Salesperson comes up behind me and starts straightening whatever I have touched. She does this really quickly in a bid to quickly rid the garment of any “non fancy pants” germs I may have deposited on the $200 t-shirts.

I spot something I like and toy with the idea of trying it on.

The salesperson checks her manicure.

I realise boutique type shops do not stock my size.

I leave and go to the service station where the man behind the counter is always friendly and happy to see me. He also sells calippos and marshmallow santas which are possibly responsible for the fact that I don’t fit into any of the clothes that they sell at boutique style shops.

Obviously there are some really wonderful and helpful people that work in boutiques, I just haven’t met them yet.

Comments

  1. When I walk into a Boutique, the staff lock themselves in the store-room and set off the silent alarm!

    😉

  2. Thank goodness it’s not just me! I was once followed around an entire shop by the sales assistant. She walked two steps behind me the whole way, obviously convinced I was about to knock off one of the store’s ridiculously overpriced items.

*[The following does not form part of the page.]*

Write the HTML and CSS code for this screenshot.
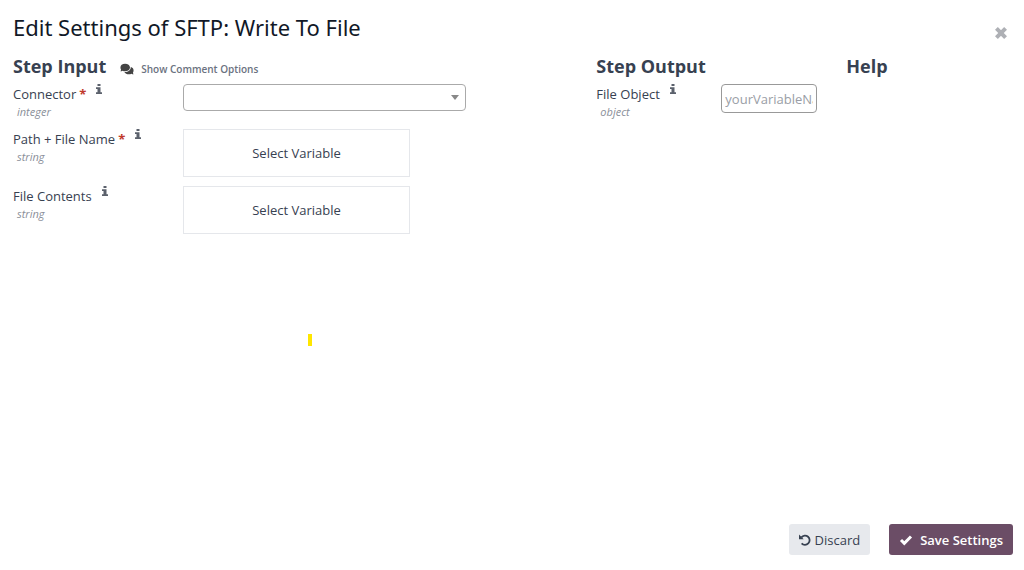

At least she was paying attention I guess. Usually the staff in such stores are content to ignore me.

  3. I live near’ish an area with particularly fancy shops. One day I was driving past in my everyday clothes, saw a park and grabbed an opportunity to browse where I don’t normally. Problem is, my everyday clothes are shorts, thongs and a tshirt. Which is perfectly appropriate shopping attire 3kms away where I live. Definitely not here. I’m sure the shopping assistants eyeballs were sore from looking down their noses at me. I left feeling bad about myself. No amount of boutique shopping is worth that.

  4. If I ever win the lotto (need to buy a ticket first) and decide to shop in those fancy pants shops, I will still wear my thongs and comfortable clothes and watch their faces as I spend up big time!!

  5. There is a shoe shop in Melbourne called Miss Louise. They stock all high-end designer brands – think Gucci, Dolce and Gabbana, Louis Vuitton. I have been in there twice as I have a rather serious addiction to shoes and quite fancy the designer brands. I own four pairs of Manolo Blahniks, for crying out loud. I carry a (real) Louis Vuitton handbag. The sales staff in that shop refuse to even look at me; they can’t even be bothered to roll their eyes in my general direction. Even if I saw the most amazing shoes ever and could only get them in that shop, I wouldn’t. Bloody rude.

    • I’m just stuck on the fact that one of my readers owns four pairs of Manolo Blahniks. I feel special by association xxx

  6. Lara @ This Charming Mum says

    Oh you had me at Hold Me! I can so relate. I don’t even bother anymore. I shop online when I can or embrace the relative anonymity of department stores. I’d rather support small local businesses, but they don’t seem to want to support me!

  7. Leonie Howard says

    Lana, firstly, you obviously didn’t take a spoonful of my “Geez I look good in this outfit” Tonic before you left the house. I’m also now sending you a packet of my “These people are here to SERVE ME POLITELY” Tablets. You must take one tablet before entering any Boutique. I’m 66 now and retired on a pension. I REFUSE to be intimidated by boutique staff any more. I know nothing in the shop will fit me, but if I want to go in, I do. I TOUCH ITEMS! I UNFOLD ITEMS (and I don’t fold them back up!). I finger jewellery, handbags, shoes and I ask prices. As I leave I turn and politely thank the staff and I waltz out the door. Get a grip all you girls out there! They’re just SALES STAFF, not rocket scientists. And you must know their attitude smacks of their own uncertainty. Lana, you are a writer ‘par excellence’, clever and brilliant to boot! Don’t let them get to you, even if you are in shorts, T-Shirt and thongs. Jackie Kennedy wore shorts, T-Shirt and thongs on Capri! Nobody sure as hell looked down their noses at her.

  8. I’m the opposite. I walk into those fancy pants boutiques and the sales staff inevitably smile and ask me if I’d like to try something on and I have a panic attack thinking they actually believe I can AFFORD any of their ridiculously priced items. So then I pretend I’m genuinely considering a purchase so as not to look demented before shaking my head as if to say ‘no, it’s not dear enough’ and walk out of the shop.